Plutôt que de poursuivre en élaborant autour de ces buts et idéaux à mi-chemin entre technologie et réalité, revenons quelque peu en amont de notre propos : la plasticité du corps est « presque » infinie et on peut en extraire « à peu près » n’importe quelle forme. Les limites suggérées ici ne reposent pas sur les restrictions du corps ou de l’imaginaire, mais plutôt sur celles de nos moyens techniques : la « science » permet beaucoup, mais tout n’est pas encore possible. Cependant, rien ne nous permet de croire que la science plafonnera un jour; nombreux croient même que, tôt ou tard, nous pourrons faire l’économie des précautions suggérant l’existence de limites au façonnement « concret » de l’identité. C’est le cas de le dire, le rêve deviendra bientôt réalité. 

Il s’agit sans doute là de l’axe central de cet argumentaire : dans notre monde contemporain, la fantaisie est moins vécue dans sa relation avec le désir qui la sous-tend qu’avec l’intention concrète de la traduire en actes. En effet, la fantaisie qui demeure fantaisie n’a pas la cote; son actualisation est de mise. Or, quels sont les enjeux d’un tel rapport à l’imaginaire, compris dès lors comme synonyme d’intention? Peut-il encore être un lieu de gestation ou est-il plutôt nécessairement une antichambre de l’action? En d’autres mots, est-ce qu’un espace de jeu et d’élaboration identitaire a toujours sa place? 

D’ailleurs, qu’en est-il du jeu initié par l’enfant avec le parent, notamment autour de son identité de genre, problématique au coeur des débats actuels? Peut-il lui permettre de dénouer certaines impasses ou est-il plutôt compris dans son sens le plus manifeste et littéral, nonobstant les limitations de l’enfant à appréhender une réalité aussi complexe que celle du genre? Le cas échéant, pour quelle(s) raison(s)?
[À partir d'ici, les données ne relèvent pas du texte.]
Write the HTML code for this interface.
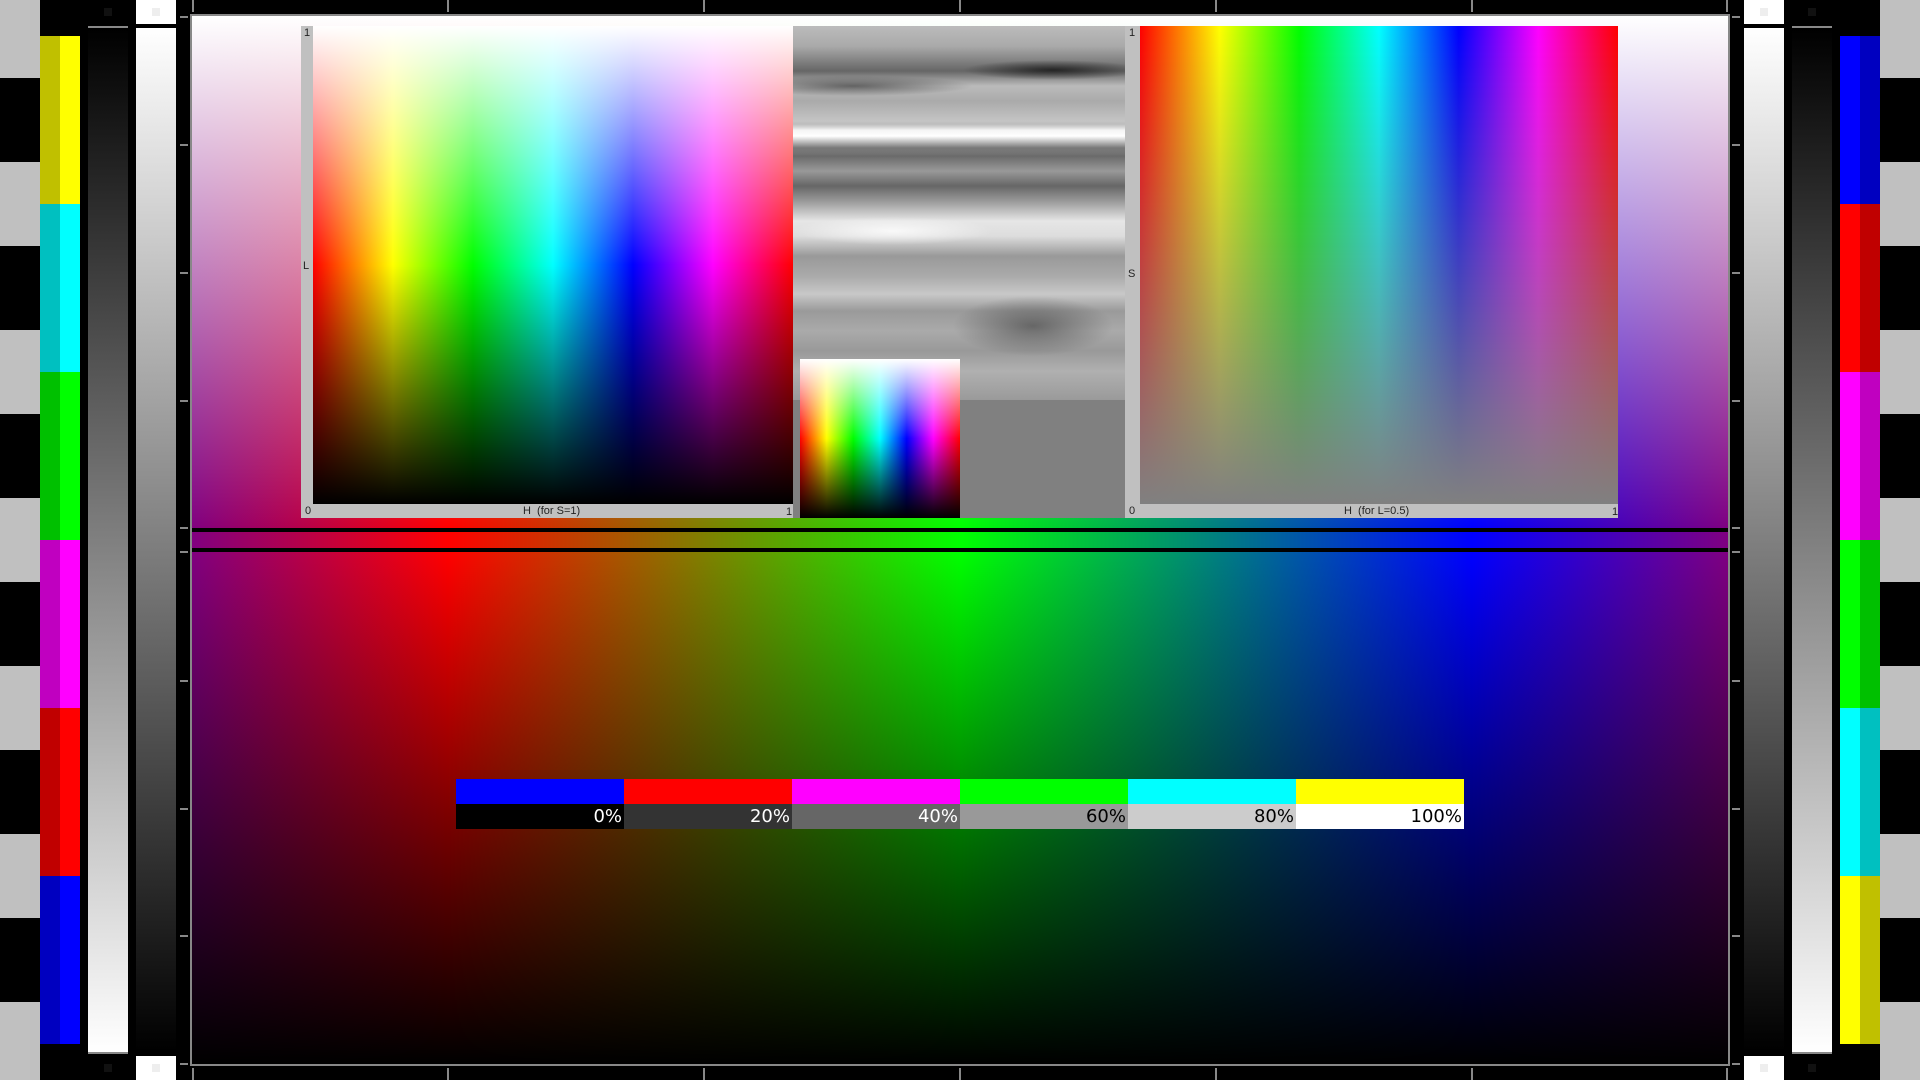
<!DOCTYPE html>
<html><head><meta charset="utf-8"><style>
*{margin:0;padding:0;box-sizing:border-box}
body{width:1920px;height:1080px;background:#000;position:relative;overflow:hidden;font-family:"Liberation Sans","DejaVu Sans",sans-serif}
div{position:absolute}
.hue{background:linear-gradient(90deg,#800080 0px,#ff0000 256px,#00ff00 768px,#0000ff 1280px,#800080 1538px)}
.rb{background:linear-gradient(90deg,#f00 0%,#ff0 16.67%,#0f0 33.33%,#0ff 50%,#00f 66.67%,#f0f 83.33%,#f00 100%)}
.lbl{font-size:11px;color:#222;line-height:12px}
.tk{background:#888}
</style></head><body>
<div style="left:0;top:0;width:40px;height:78px;background:#c0c0c0"></div>
<div style="left:0;top:78px;width:40px;height:1002px;background:repeating-linear-gradient(180deg,#000 0 84px,#c0c0c0 84px 168px)"></div>
<div style="left:40px;top:36px;width:20px;height:1008px;background:linear-gradient(180deg,#c0c000 0 168px,#00c0c0 168px 336px,#00c000 336px 504px,#c000c0 504px 672px,#c00000 672px 840px,#0000c0 840px 1008px)"></div>
<div style="left:60px;top:36px;width:20px;height:1008px;background:linear-gradient(180deg,#ff0 0 168px,#0ff 168px 336px,#0f0 336px 504px,#f0f 504px 672px,#f00 672px 840px,#00f 840px 1008px)"></div>
<div style="left:104px;top:8px;width:8px;height:8px;background:#111"></div>
<div style="left:88px;top:26px;width:40px;height:2px;background:#888"></div>
<div style="left:88px;top:28px;width:40px;height:1024px;background:linear-gradient(180deg,#000,#fff)"></div>
<div style="left:136px;top:0;width:40px;height:24px;background:#fff"></div>
<div style="left:152px;top:8px;width:8px;height:8px;background:#eee"></div>
<div style="left:136px;top:28px;width:40px;height:1024px;background:linear-gradient(180deg,#fff,#000)"></div>
<div style="left:136px;top:1056px;width:40px;height:24px;background:#fff"></div>
<div style="left:152px;top:1064px;width:8px;height:8px;background:#eee"></div>
<div style="left:104px;top:1064px;width:8px;height:8px;background:#111"></div>
<div style="left:1744px;top:0;width:40px;height:24px;background:#fff"></div>
<div style="left:1760px;top:8px;width:8px;height:8px;background:#eee"></div>
<div style="left:1744px;top:28px;width:40px;height:1024px;background:linear-gradient(180deg,#fff,#000)"></div>
<div style="left:1744px;top:1056px;width:40px;height:24px;background:#fff"></div>
<div style="left:1760px;top:1064px;width:8px;height:8px;background:#eee"></div>
<div style="left:1808px;top:8px;width:8px;height:8px;background:#111"></div>
<div style="left:1792px;top:26px;width:40px;height:2px;background:#888"></div>
<div style="left:1792px;top:28px;width:40px;height:1024px;background:linear-gradient(180deg,#000,#fff)"></div>
<div style="left:1792px;top:1052px;width:40px;height:2px;background:#888"></div>
<div style="left:1808px;top:1064px;width:8px;height:8px;background:#111"></div>
<div style="left:88px;top:1052px;width:40px;height:2px;background:#888"></div>
<div style="left:1840px;top:36px;width:20px;height:1008px;background:linear-gradient(180deg,#00f 0 168px,#f00 168px 336px,#f0f 336px 504px,#0f0 504px 672px,#0ff 672px 840px,#ff0 840px 1008px)"></div>
<div style="left:1860px;top:36px;width:20px;height:1008px;background:linear-gradient(180deg,#0000c0 0 168px,#c00000 168px 336px,#c000c0 336px 504px,#00c000 504px 672px,#00c0c0 672px 840px,#c0c000 840px 1008px)"></div>
<div style="left:1880px;top:0;width:40px;height:78px;background:#c0c0c0"></div>
<div style="left:1880px;top:78px;width:40px;height:1002px;background:repeating-linear-gradient(180deg,#000 0 84px,#c0c0c0 84px 168px)"></div>

<div style="left:190px;top:14px;width:1540px;height:1052px;background:#888"></div>
<div class="hue" style="left:192px;top:16px;width:1536px;height:512px;"></div>
<div style="left:192px;top:16px;width:1536px;height:512px;background:linear-gradient(180deg,#fff,rgba(255,255,255,0))"></div>
<div style="left:192px;top:528px;width:1536px;height:24px;background:#000"></div>
<div class="hue" style="left:192px;top:532px;width:1536px;height:16px"></div>
<div class="hue" style="left:192px;top:552px;width:1536px;height:512px"></div>
<div style="left:192px;top:552px;width:1536px;height:512px;background:linear-gradient(180deg,rgba(0,0,0,0),#000)"></div>
<div class="tk" style="left:180px;top:16px;width:8px;height:2px"></div>
<div class="tk" style="left:180px;top:144px;width:8px;height:2px"></div>
<div class="tk" style="left:180px;top:272px;width:8px;height:2px"></div>
<div class="tk" style="left:180px;top:400px;width:8px;height:2px"></div>
<div class="tk" style="left:180px;top:527px;width:8px;height:2px"></div>
<div class="tk" style="left:180px;top:551px;width:8px;height:2px"></div>
<div class="tk" style="left:180px;top:680px;width:8px;height:2px"></div>
<div class="tk" style="left:180px;top:808px;width:8px;height:2px"></div>
<div class="tk" style="left:180px;top:935px;width:8px;height:2px"></div>
<div class="tk" style="left:180px;top:1063px;width:8px;height:2px"></div>
<div class="tk" style="left:1732px;top:16px;width:8px;height:2px"></div>
<div class="tk" style="left:1732px;top:144px;width:8px;height:2px"></div>
<div class="tk" style="left:1732px;top:272px;width:8px;height:2px"></div>
<div class="tk" style="left:1732px;top:400px;width:8px;height:2px"></div>
<div class="tk" style="left:1732px;top:527px;width:8px;height:2px"></div>
<div class="tk" style="left:1732px;top:551px;width:8px;height:2px"></div>
<div class="tk" style="left:1732px;top:680px;width:8px;height:2px"></div>
<div class="tk" style="left:1732px;top:808px;width:8px;height:2px"></div>
<div class="tk" style="left:1732px;top:935px;width:8px;height:2px"></div>
<div class="tk" style="left:1732px;top:1063px;width:8px;height:2px"></div>
<div class="tk" style="left:192px;top:0;width:2px;height:12px"></div>
<div class="tk" style="left:447px;top:0;width:2px;height:12px"></div>
<div class="tk" style="left:703px;top:0;width:2px;height:12px"></div>
<div class="tk" style="left:959px;top:0;width:2px;height:12px"></div>
<div class="tk" style="left:1215px;top:0;width:2px;height:12px"></div>
<div class="tk" style="left:1471px;top:0;width:2px;height:12px"></div>
<div class="tk" style="left:1726px;top:0;width:2px;height:12px"></div>
<div class="tk" style="left:192px;top:1068px;width:2px;height:12px"></div>
<div class="tk" style="left:447px;top:1068px;width:2px;height:12px"></div>
<div class="tk" style="left:703px;top:1068px;width:2px;height:12px"></div>
<div class="tk" style="left:959px;top:1068px;width:2px;height:12px"></div>
<div class="tk" style="left:1215px;top:1068px;width:2px;height:12px"></div>
<div class="tk" style="left:1471px;top:1068px;width:2px;height:12px"></div>
<div class="tk" style="left:1726px;top:1068px;width:2px;height:12px"></div>

<div style="left:301px;top:26px;width:492px;height:492px;background:#c0c0c0"></div>
<div class="rb" style="left:313px;top:26px;width:480px;height:478px"></div>
<div style="left:313px;top:26px;width:480px;height:478px;background:linear-gradient(180deg,#fff 0%,rgba(255,255,255,0) 50%,rgba(0,0,0,0) 50%,#000 100%)"></div>
<div class="lbl" style="left:304px;top:27px">1</div>
<div class="lbl" style="left:303px;top:260px">L</div>
<div class="lbl" style="left:305px;top:505px">0</div>
<div class="lbl" style="left:523px;top:505px">H&nbsp; (for S=1)</div>
<div class="lbl" style="left:786px;top:506px">1</div>

<div style="left:793px;top:26px;width:332px;height:492px;background:#808080"></div>
<div style="left:793px;top:26px;width:332px;height:374px;background:
radial-gradient(ellipse 90px 10px at 260px 44px,rgba(20,20,20,.8),rgba(0,0,0,0)),
radial-gradient(ellipse 120px 10px at 60px 60px,rgba(40,40,40,.6),rgba(0,0,0,0)),
radial-gradient(ellipse 100px 14px at 100px 205px,rgba(255,255,255,.8),rgba(255,255,255,0)),
radial-gradient(ellipse 80px 30px at 240px 300px,rgba(60,60,60,.6),rgba(0,0,0,0)),
linear-gradient(180deg,rgba(0,0,0,0) 0,rgba(0,0,0,0) 98px,#f4f4f4 104px,#fff 110px,#777 122px,rgba(0,0,0,0) 130px),
linear-gradient(180deg,#bbb 0,#aaa 20px,#666 45px,#bbb 60px,#aaa 75px,#c4c4c4 95px,#6a6a6a 130px,#999 145px,#666 160px,#999 175px,#e6e6e6 195px,#ddd 210px,#999 230px,#aaa 250px,#c8c8c8 268px,#9a9a9a 285px,#aaa 305px,#999 325px,#b0b0b0 345px,#9a9a9a 374px)"></div>
<div style="left:800px;top:359px;width:160px;height:159px" class="rb"></div>
<div style="left:800px;top:359px;width:160px;height:159px;background:linear-gradient(180deg,#fff 0%,rgba(255,255,255,0) 50%,rgba(0,0,0,0) 50%,#000 100%)"></div>

<div style="left:1125px;top:26px;width:493px;height:492px;background:#c0c0c0"></div>
<div class="rb" style="left:1140px;top:26px;width:478px;height:478px"></div>
<div style="left:1140px;top:26px;width:478px;height:478px;background:linear-gradient(180deg,rgba(128,128,128,0),#808080)"></div>
<div class="lbl" style="left:1129px;top:27px">1</div>
<div class="lbl" style="left:1128px;top:268px">S</div>
<div class="lbl" style="left:1129px;top:505px">0</div>
<div class="lbl" style="left:1344px;top:505px">H&nbsp; (for L=0.5)</div>
<div class="lbl" style="left:1612px;top:506px">1</div>

<div style="left:456px;top:779px;width:1008px;height:25px;background:linear-gradient(90deg,#00f 0 168px,#f00 168px 336px,#f0f 336px 504px,#0f0 504px 672px,#0ff 672px 840px,#ff0 840px 1008px)"></div>
<div style="left:456px;top:804px;width:1008px;height:25px;background:linear-gradient(90deg,#000 0 168px,#333 168px 336px,#666 336px 504px,#999 504px 672px,#ccc 672px 840px,#fff 840px 1008px)"></div>
<div style="left:456px;top:804px;width:1008px;height:25px;font-family:'DejaVu Sans',sans-serif;font-size:18px;line-height:25px">
<div style="left:0;width:166px;text-align:right;color:#fff">0%</div>
<div style="left:168px;width:166px;text-align:right;color:#fff">20%</div>
<div style="left:336px;width:166px;text-align:right;color:#fff">40%</div>
<div style="left:504px;width:166px;text-align:right;color:#000">60%</div>
<div style="left:672px;width:166px;text-align:right;color:#000">80%</div>
<div style="left:840px;width:166px;text-align:right;color:#000">100%</div>
</div>
</body></html>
Est-ce dû au propre vacillement identitaire du parent, lui-même dépourvu de repères externes et de principes directeurs pour s’y retrouver et accompagner son enfant? Sur quels modèles l’enfant peut-il alors prendre appui? Ces questions, aussi polémiques soient-elles, méritent d’être posées. 

Sans dénier à qui que ce soit le droit de disposer de son corps, de son sexe biologique, de son genre selon sa volonté, ne devrions-nous pas nous pencher sur les liens manquants entre la pensée psychanalytique et ces nouvelles formes d’actions sur le corps qui se veulent action sur l’identité comme « constat », au risque d’omettre la complexité de sa construction? La parole est à vous, cliniciennes et cliniciens de tous milieux, oeuvrant auprès d’enfants comme d’adultes, spécialistes ou non des questions touchant à l’identité, dont celle du genre. Car tous faites partie de ce monde aux innombrables possibles. En ce début de 21siècle, diriez-vous que le processus identitaire est souvent plus près d’un soliloque réifiant que d’un dialogue instauré autour du jeu et de la fantaisie? Dans un contexte où la volonté individuelle semble péremptoire, est-ce que les seules limites effectives de l’identité sont celles de la science technologique ou est-ce que d’autres balises, tel l’imaginaire, les fantasmes et les désirs inconscients ont encore un rôle à jouer?